# Angeln im Landal Park de Bloemert



## Ossmaster (14. Februar 2010)

Guten Tag,
das ist mein erster Themen start.
Informiere mich aber schon länger hier im Forum.
Habe aber zu meiner folgen Frage nicht viel gefunden.

Also ich wollte diese Osterferien in den Landal Park de Bloemert in den Niederlanden fahren und dort natürlich auch angeln gehen. Nun wollte ich mal fragen ob vielleicht jemand Erfahrungen über diesen Park hat in hinsicht aufs angeln.
z.B. was für Fische man fangen kann und natürlich auch wie?

Es sieht ja im Internet so aus als ob man ganz gut von der eigenen Terasse aus angeln kann. Was mir natürlich gefallen würde.
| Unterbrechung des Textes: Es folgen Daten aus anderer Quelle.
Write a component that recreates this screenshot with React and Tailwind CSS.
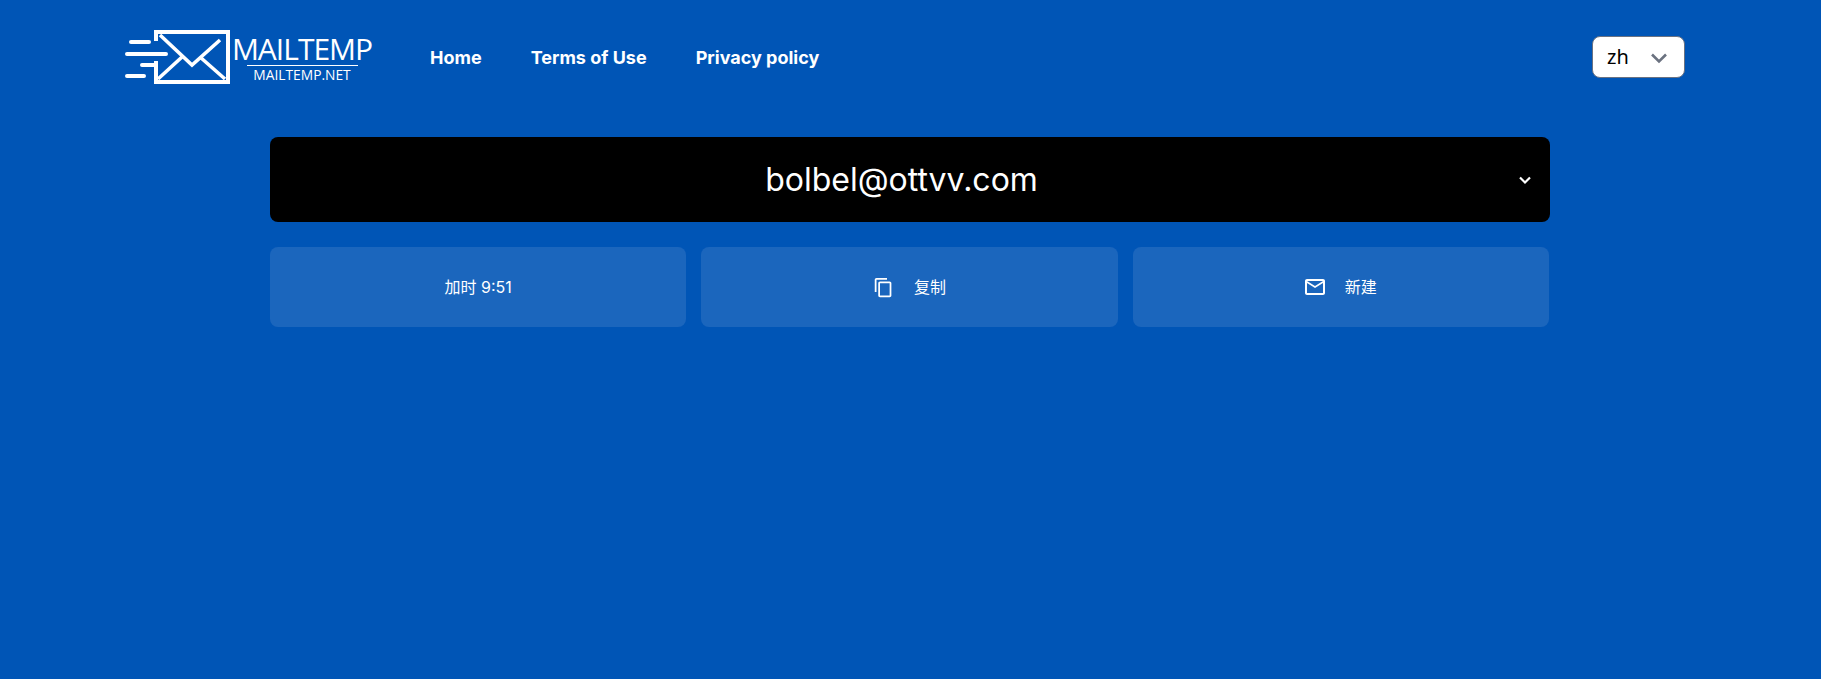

Ich hoffen jemand kann mir hierbei weiterhelfen.
Und danke schonmal im voraus


----------



## Ossmaster (18. Februar 2010)

*AW: Angeln im Landal Park de Bloemert*

Mhhh, noch keiner da gewesen?
Ist auch ein kleinerer Park.
Aber so wie ich es sehe hat man einen direkten Anschluß zum Zuidlaardermeer.
Vielleicht hat jemand zum Zuidlaardermeer Erfahrungen, welche ich dann auf meine Situation ableiten könnte.
Hoffe das jemand schonmal da war


----------



## Udo561 (18. Februar 2010)

*AW: Angeln im Landal Park de Bloemert*

Hi,
na ja , zumindest ist zu der Zeit Raubfischschonzeit , da bleibt nicht viel , es sei denn du angelst gerne auf Friedfisch.
Gruß Udo


----------



## Ossmaster (18. Februar 2010)

*AW: Angeln im Landal Park de Bloemert*

Dessen bin ich mir durchaus bewusst.
Also zu dieser Zeit angele ich auch gerne auf Friedfisch und meiner Freundin macht das auch spaß wenn dann überhaupt was beißt.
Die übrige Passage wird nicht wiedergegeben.